The result is software products getting to market faster, with greater alignment to users and less waste.

Time Estimates Are Often Meaningless Guesses

Deming, a pioneer in modern quality thinking, popularized the phrase: “Your guesses are as good as mine and mine are no good.” This very much applies to the accuracy of task estimates for software development activities.

Innumerable studies have shown that developers are consistently and significantly over-optimistic in their time predictions.

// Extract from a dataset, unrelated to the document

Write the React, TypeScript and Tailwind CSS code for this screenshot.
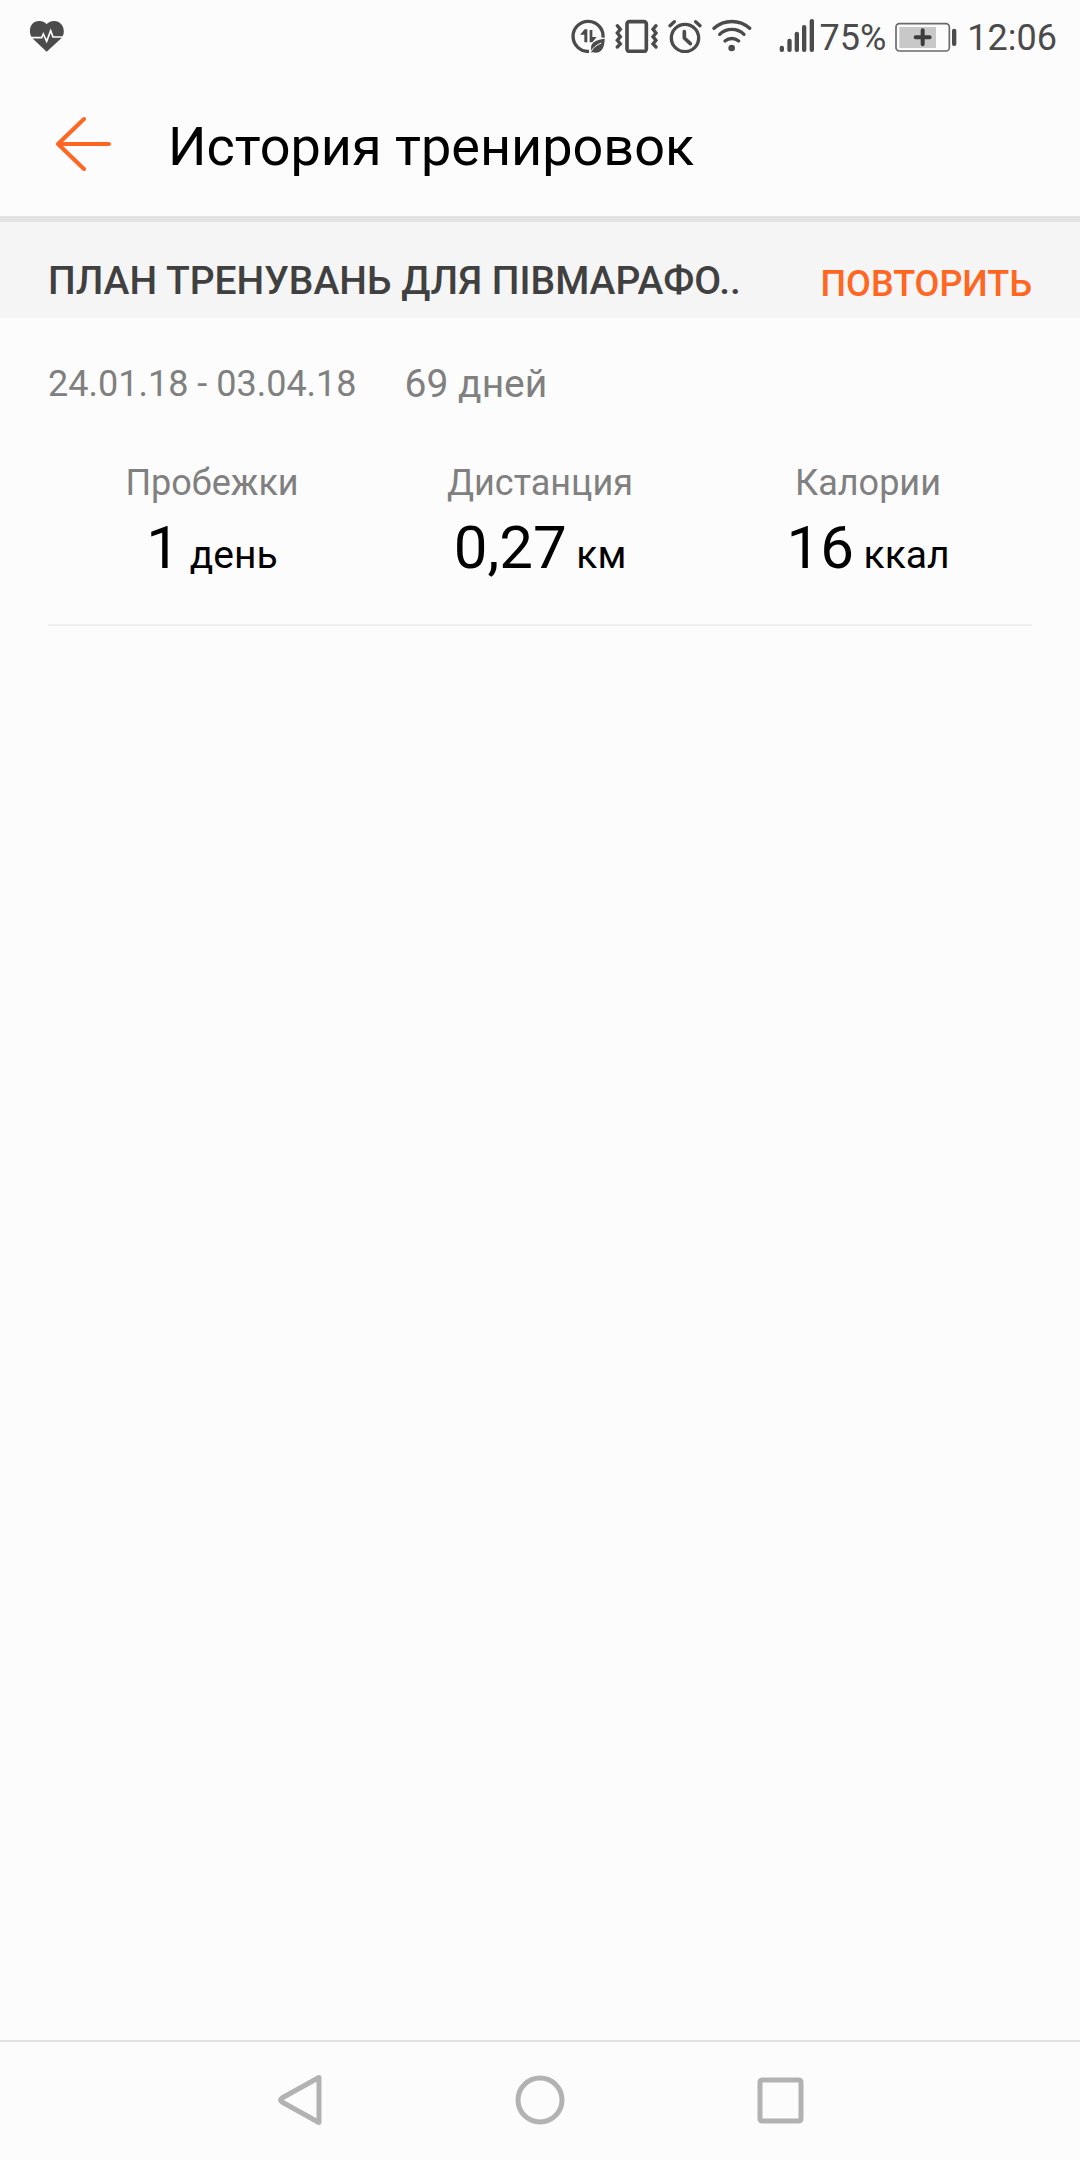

While very wide ranges are given to account for uncertainty, the estimates anchor around an optimistic minimum duration.

This is unsurprising given psychological research showing systematic human cognitive biases make us universally poor at estimating software engineering work:

  • Anchoring and adjustment
  • Optimism and wishful thinking
  • Overconfidence
  • Loss aversion

Even at an aggregate level, techniques such as Program Evaluation and Review Technique (PERT) promise estimate accuracy they are unable to deliver due to distribution fallacies.

Embrace Uncertainty as Part of Software Development

Rather than expend effort on guesswork with little value, it is better to embrace the inherent uncertainty in bringing new software products to light. Being transparent about the approximate nature of roadmaps reduces wasteful churn driven by target dates not grounded in reality.

Build contingency for the unknowns directly into development flow metrics such as WIP limits and queue policies. Scope work in small batches with flexibility to change course as new learnings arise. Move focus from output targets to business value delivery and foster a culture of collective code ownership for the outcomes.

While the temptation for certainty contained in a detailed project plan is comforting, it is rarely the most productive path. As Helmuth von Moltke advised: “No plan survives contact with the enemy”. Your enemy is complexity, embrace it intelligently.